Adapun sifat jamal (sifat terpuji/bagus) itu ialah, sifat yang selalu
berusaha menyebutkan, bahwa pada dasarnya adanya dirinya, karena ada
yang mewujudkan adanya. Demikianlah yang difirmankan Allah kepada Nabi
Muhammad yang menjadi Kekasih-Nya.
Yen tanana sira iku,
ingsun tanana ngarani,
mung sira ngarani ing wang,
dene tunggal lan sireki iya Ingsun iya sira,
aranira aran mami.
Kalau tidak ada dirimu, Allah tidak dikenal/disebut-sebut; Hanya
dengan sebab ada kamulah yang menyebutkan keberadaan-Ku; Sehingga
kelihatan seolah-olah satu dengan dirimu. Adanya AKU, Allah,
menjadikan dirimu. Wujudmu menunjukkan adanya Dzatku.
Tauhid hidayat sireku,
tunggal lawan Sang Hyang Widhi,
tunggal sira lawan Allah,
uga donya uga akhir,
ya rumangsana pangeran,
ya ALLOH ana nireki.
Tauhid hidayah yang sudah ada padamu, menyatu dengan Tuhan. Menyatu
dengan Allah, baik di dunia maupun di akherat. Dan kamu merasa bahwa
Allah itu ada dalam dirimu.
Ruh idhofi neng sireku,
makrifat ya den arani,
uripe ingaranan Syahdat,
urip tunggil jroning urip sujud rukuk pangasonya,
rukuk pamore Hyang Widhi.
Ruh idhofi ada dalam dirimu. Makrifat sebutannya. Hidupnya disebut
Syahadat (kesaksian), hidup tunggal dalam hidup. Sujud rukuk sebagai
penghiasnya. Rukuk berarti dekat dengan Tuhan pilihan.
Sekarat tananamu nyamur,
ja melu yen sira wedi,
lan ja melu-melu Allah,
iku aran sakaratil,
ruh idhofi mati tannana,
urip mati mati urip.
Penderitaan yang selalu menyertai menjelang ajal (sekarat) tidak
terjadi padamu. Jangan takut menghadapi sakratulmaut, dan jangan
ikut-ikutan takut menjelang pertemuanmu dengan Allah. Perasaan takut
itulah yang disebut dengan sekarat. Ruh idhofi tak akan mati; Hidup
mati, mati hidup.
Liring mati sajroning ngahurip,
iya urip sajtoning pejah,
urip bae selawase,
kang mati nepsu iku,
badan dhohir ingkang nglakoni,
katampan badan kang nyata,
pamore sawujud, pagene ngrasa matiya,
Syekh Malaya (Sunan Kalijogo) den padhang sira nampani,
Wahyu prapta nugraha.
Mati di dalam kehidupan. Atau sama dengan hidup dalam kematian. Ialah
hidup abadi. Yang mati itu nafsunya. Lahiriah badan yang menjalani
mati. Tertimpa pada jasad yang sebenarnya. Kenyataannya satu wujud.
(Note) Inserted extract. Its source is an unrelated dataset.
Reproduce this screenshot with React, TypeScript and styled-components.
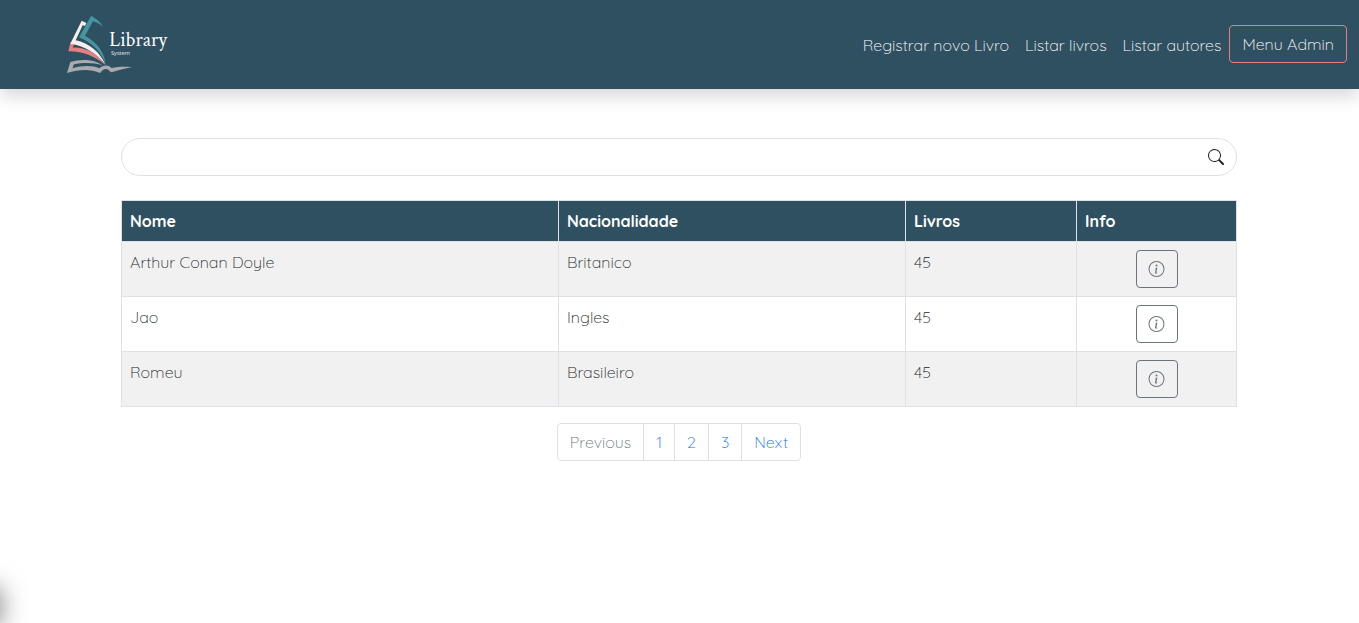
import React from "react";
import styled, { createGlobalStyle } from "styled-components";
import { BsInfoCircle, BsSearch } from "react-icons/bs";

const GlobalStyle = createGlobalStyle`
  *, *::before, *::after { box-sizing: border-box; }
  body {
    margin: 0;
    min-height: 100vh;
    overflow: hidden;
    background: #fff;
    color: #212529;
    font: 300 16px/24px Quicksand, Lato, sans-serif;
  }
`;

const Navbar = styled.nav`
  display: flex;
  align-items: center;
  justify-content: space-between;
  height: 89px;
  padding: 0 12px 0 50px;
  background: #2f5061;
  box-shadow: 0 8px 16px rgba(0, 0, 0, 0.15);
`;

const NavLinks = styled.div`
  display: flex;
  align-items: center;
  padding-bottom: 2px;
`;

const NavLink = styled.a`
  padding: 9px 8px 7px;
  color: #fff;
  text-decoration: none;
  white-space: nowrap;
`;

const AdminButton = styled.button`
  height: 38px;
  padding: 0 12px;
  border: 1px solid #e57f84;
  border-radius: 4px;
  background: transparent;
  color: #fff;
  font: inherit;
  white-space: nowrap;
`;

const Main = styled.main`
  display: flex;
  flex-direction: column;
  align-items: center;
  width: 1116px;
  margin: 49px 0 0 121px;
`;

const SearchBox = styled.div`
  display: flex;
  align-items: center;
  width: 100%;
  height: 38px;
  padding-right: 12px;
  border: 1px solid #dee2e6;
  border-radius: 19px;
`;

const SearchInput = styled.input`
  flex: 1;
  height: 100%;
  margin-left: 16px;
  border: 0;
  outline: 0;
  background: transparent;
  font: inherit;
`;

const SearchIcon = styled(BsSearch)`
  width: 16px;
  height: 16px;
`;

const Table = styled.table`
  width: 1115px;
  margin: 24px 0 16px;
  border-collapse: collapse;
  table-layout: fixed;
`;

const Column = styled.col<{ $width: number }>`
  width: ${({ $width }) => $width}px;
`;

const HeadCell = styled.th`
  height: 41px;
  padding: 8px;
  border: 1px solid #dee2e6;
  background: #2f5061;
  color: #fff;
  font-weight: 700;
  text-align: left;
`;

const Row = styled.tr`
  height: 55px;
  &:nth-child(odd) { background: #f1f1f1; }
`;

const Cell = styled.td<{ $center?: boolean }>`
  padding: 8px;
  border: 1px solid #dee2e6;
  text-align: ${({ $center }) => ($center ? "center" : "left")};
  vertical-align: top;
`;

const InfoButton = styled.button`
  display: flex;
  align-items: center;
  justify-content: center;
  width: 42px;
  height: 38px;
  margin: 0 auto;
  padding: 0 1px 0 0;
  border: 1px solid #6c757d;
  border-radius: 4px;
  background: transparent;
  color: #6c757d;
`;

const InfoIcon = styled(BsInfoCircle)`
  width: 17px;
  height: 16px;
`;

const Pagination = styled.div`
  display: flex;
  height: 38px;
  border: 1px solid #dee2e6;
  border-radius: 4px;
`;

const PageLink = styled.a<{ $disabled?: boolean }>`
  padding: 6px 12px;
  color: ${({ $disabled }) => ($disabled ? "#6c757d" : "#0d6efd")};
  text-decoration: none;
  & + & { border-left: 1px solid #dee2e6; }
`;

const CornerShadow = styled.div`
  position: fixed;
  bottom: -3px;
  left: -42px;
  width: 42px;
  height: 38px;
  border-radius: 4px;
  box-shadow: 0 0 26px rgba(0, 0, 0, 0.52);
`;

const Logo = () => (
  <svg width="140" height="89" viewBox="0 0 420 267" role="img" aria-label="Library System">
    <path fill="#a9abae" d="M61 186C91 177 132 176 157 196C133 187 98 187 72 193L67 205C96 196 130 196 148 205C158 195 173 192 185 204C202 200 224 199 246 201C222 206 204 211 183 217C171 201 161 205 150 219C124 207 88 207 51 219Z" />
    <path fill="#e57f84" d="M62 126L73 131L68 143C107 141 145 163 164 194C135 168 95 153 55 154Z" />
    <path fill="#f6efed" d="M95 62L109 69L105 78L98 76L77 121C117 128 152 159 166 194C140 159 103 137 61 131Z" />
    <path fill="#4297a0" d="M124 47C139 56 153 67 160 81C151 73 141 67 129 64L105 107C142 128 165 158 167 194C155 158 129 129 87 112Z" />
    <text x="178" y="138" fill="#fff" fontFamily="'Crimson Text','Liberation Serif',serif" fontSize="61" fontWeight="400" textLength="173" lengthAdjust="spacingAndGlyphs">Library</text>
    <text x="183" y="164" fill="#e4e9eb" fontFamily="'Open Sans',sans-serif" fontSize="16" fontWeight="500" textLength="57" lengthAdjust="spacingAndGlyphs">System</text>
  </svg>
);

const links = ["Registrar novo Livro", "Listar livros", "Listar autores"];

const authors = [
  { name: "Arthur Conan Doyle", nation: "Britanico", books: 45 },
  { name: "Jao", nation: "Ingles", books: 45 },
  { name: "Romeu", nation: "Brasileiro", books: 45 },
];

const pages = ["Previous", "1", "2", "3", "Next"];

export default function App() {
  return (
    <>
      <GlobalStyle />
      <Navbar>
        <Logo />
        <NavLinks>
          {links.map((link) => (
            <NavLink key={link}>{link}</NavLink>
          ))}
          <AdminButton>Menu Admin</AdminButton>
        </NavLinks>
      </Navbar>
      <Main>
        <SearchBox>
          <SearchInput aria-label="Pesquisar" />
          <SearchIcon />
        </SearchBox>
        <Table>
          <colgroup>
            <Column $width={437} />
            <Column $width={347} />
            <Column $width={171} />
            <Column $width={160} />
          </colgroup>
          <thead>
            <tr>
              <HeadCell>Nome</HeadCell>
              <HeadCell>Nacionalidade</HeadCell>
              <HeadCell>Livros</HeadCell>
              <HeadCell>Info</HeadCell>
            </tr>
          </thead>
          <tbody>
            {authors.map((author) => (
              <Row key={author.name}>
                <Cell>{author.name}</Cell>
                <Cell>{author.nation}</Cell>
                <Cell>{author.books}</Cell>
                <Cell $center>
                  <InfoButton aria-label="Info"><InfoIcon /></InfoButton>
                </Cell>
              </Row>
            ))}
          </tbody>
        </Table>
        <Pagination>
          {pages.map((page) => (
            <PageLink key={page} $disabled={page === "Previous"}>{page}</PageLink>
          ))}
        </Pagination>
      </Main>
      <CornerShadow />
    </>
  );
}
Raga sirna, sukma mukhsa. Jelasnya mengalami kematian! Syeh Malaya
(S.Kalijaga), terimalah hal ini sebagai ajaranku dengan hatimu yang
lapang. Anugerah berupa wahyu akan datang padamu.
Dari wejangan tersebut kita bisa mengambil pelajaran bahwa kita
hidup pasti melalui sebuah proses, apakah proses itu akan menghantarkan
lebih mengenal GUSTI ALLAH atau sebaliknya. Dan seharusnya manusia
tidak takut untuk menghadapi kematian karena kematian itu pasti akan
datang. Disamping itu juga terdapat wejangan tentang bagaimana
seharusnya semedi yang disebut “mati sajroning ngahurip( Mati dalam
hidup )” dan bagaimana dalam menjalani kehidupan di dunia ini.